Start DATA EXTRACT

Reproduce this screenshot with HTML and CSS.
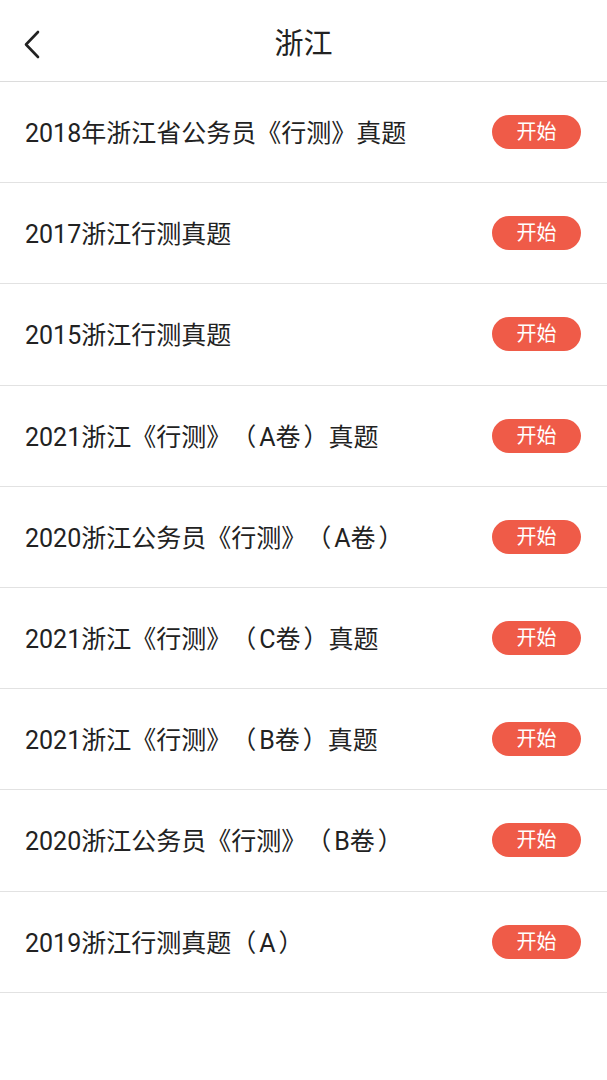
FILE: index.html
```html
<!DOCTYPE html>
<html lang="zh-CN">
<head>
<meta charset="utf-8">
<link rel="stylesheet" href="styles.css">
</head>
<body>
<div class="page">
  <header class="topbar">
    <span class="back">
      <svg width="20" height="30" viewBox="0 0 20 30"><path d="M15 2 L3 14.5 L15 27" fill="none" stroke="#222" stroke-width="2.6" stroke-linecap="round" stroke-linejoin="round"/></svg>
    </span>
    <h1 class="title">浙江</h1>
  </header>
  <ul class="list">
    <li class="row"><span class="name">2018年浙江省公务员《行测》真题</span><span class="btn">开始</span></li>
    <li class="row"><span class="name">2017浙江行测真题</span><span class="btn">开始</span></li>
    <li class="row"><span class="name">2015浙江行测真题</span><span class="btn">开始</span></li>
    <li class="row"><span class="name">2021浙江《行测》（<span class="in">A卷</span>）真题</span><span class="btn">开始</span></li>
    <li class="row"><span class="name">2020浙江公务员《行测》（<span class="in">A卷</span>）</span><span class="btn">开始</span></li>
    <li class="row"><span class="name">2021浙江《行测》（<span class="in">C卷</span>）真题</span><span class="btn">开始</span></li>
    <li class="row"><span class="name">2021浙江《行测》（<span class="in">B卷</span>）真题</span><span class="btn">开始</span></li>
    <li class="row"><span class="name">2020浙江公务员《行测》（<span class="in">B卷</span>）</span><span class="btn">开始</span></li>
    <li class="row"><span class="name">2019浙江行测真题（<span class="in">A</span>）</span><span class="btn">开始</span></li>
  </ul>
</div>
</body>
</html>
```

FILE: styles.css
```css
* { box-sizing: border-box; }
html, body { margin: 0; padding: 0; background: #fff; }
body {
  font-family: Roboto, "Noto Sans CJK SC", sans-serif;
  color: #222;
  text-spacing-trim: space-all;
}
.page { width: 607px; }
.topbar {
  position: relative;
  height: 82px;
  border-bottom: 1px solid #dcdcdc;
  display: flex;
  align-items: center;
  justify-content: center;
}
.back {
  position: absolute;
  left: 23px;
  top: 30px;
  width: 20px;
  height: 30px;
  display: flex;
}
.title {
  margin: 0;
  font-size: 29px;
  font-weight: 400;
  color: #222;
  line-height: 1;
  margin-top: 8px;
}
.list { list-style: none; margin: 0; padding: 0; }
.row {
  height: 101.2px;
  border-bottom: 1px solid #e2e2e2;
  display: flex;
  align-items: center;
  justify-content: space-between;
  padding: 0 26px 0 25px;
}
.name {
  font-size: 25px;
  line-height: 1;
  color: #222;
  margin-top: 3px;
}
.in { margin: 0 3px; }
.btn {
  width: 89px;
  height: 34px;
  border-radius: 17px;
  background: #ef5b48;
  color: #fff;
  font-size: 20px;
  display: flex;
  align-items: center;
  justify-content: center;
  line-height: 1;
}
```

End DATA EXTRACT

- SET EXERCISE -
Transcribe the listing in full and omit the pictures.

- THE ANSWER -
Reproduce this screenshot with HTML and CSS.
FILE: index.html
```html
<!DOCTYPE html>
<html lang="zh-CN">
<head>
<meta charset="utf-8">
<link rel="stylesheet" href="styles.css">
</head>
<body>
<div class="page">
  <header class="topbar">
    <span class="back">
      <svg width="20" height="30" viewBox="0 0 20 30"><path d="M15 2 L3 14.5 L15 27" fill="none" stroke="#222" stroke-width="2.6" stroke-linecap="round" stroke-linejoin="round"/></svg>
    </span>
    <h1 class="title">浙江</h1>
  </header>
  <ul class="list">
    <li class="row"><span class="name">2018年浙江省公务员《行测》真题</span><span class="btn">开始</span></li>
    <li class="row"><span class="name">2017浙江行测真题</span><span class="btn">开始</span></li>
    <li class="row"><span class="name">2015浙江行测真题</span><span class="btn">开始</span></li>
    <li class="row"><span class="name">2021浙江《行测》（<span class="in">A卷</span>）真题</span><span class="btn">开始</span></li>
    <li class="row"><span class="name">2020浙江公务员《行测》（<span class="in">A卷</span>）</span><span class="btn">开始</span></li>
    <li class="row"><span class="name">2021浙江《行测》（<span class="in">C卷</span>）真题</span><span class="btn">开始</span></li>
    <li class="row"><span class="name">2021浙江《行测》（<span class="in">B卷</span>）真题</span><span class="btn">开始</span></li>
    <li class="row"><span class="name">2020浙江公务员《行测》（<span class="in">B卷</span>）</span><span class="btn">开始</span></li>
    <li class="row"><span class="name">2019浙江行测真题（<span class="in">A</span>）</span><span class="btn">开始</span></li>
  </ul>
</div>
</body>
</html>
```

FILE: styles.css
```css
* { box-sizing: border-box; }
html, body { margin: 0; padding: 0; background: #fff; }
body {
  font-family: Roboto, "Noto Sans CJK SC", sans-serif;
  color: #222;
  text-spacing-trim: space-all;
}
.page { width: 607px; }
.topbar {
  position: relative;
  height: 82px;
  border-bottom: 1px solid #dcdcdc;
  display: flex;
  align-items: center;
  justify-content: center;
}
.back {
  position: absolute;
  left: 23px;
  top: 30px;
  width: 20px;
  height: 30px;
  display: flex;
}
.title {
  margin: 0;
  font-size: 29px;
  font-weight: 400;
  color: #222;
  line-height: 1;
  margin-top: 8px;
}
.list { list-style: none; margin: 0; padding: 0; }
.row {
  height: 101.2px;
  border-bottom: 1px solid #e2e2e2;
  display: flex;
  align-items: center;
  justify-content: space-between;
  padding: 0 26px 0 25px;
}
.name {
  font-size: 25px;
  line-height: 1;
  color: #222;
  margin-top: 3px;
}
.in { margin: 0 3px; }
.btn {
  width: 89px;
  height: 34px;
  border-radius: 17px;
  background: #ef5b48;
  color: #fff;
  font-size: 20px;
  display: flex;
  align-items: center;
  justify-content: center;
  line-height: 1;
}
```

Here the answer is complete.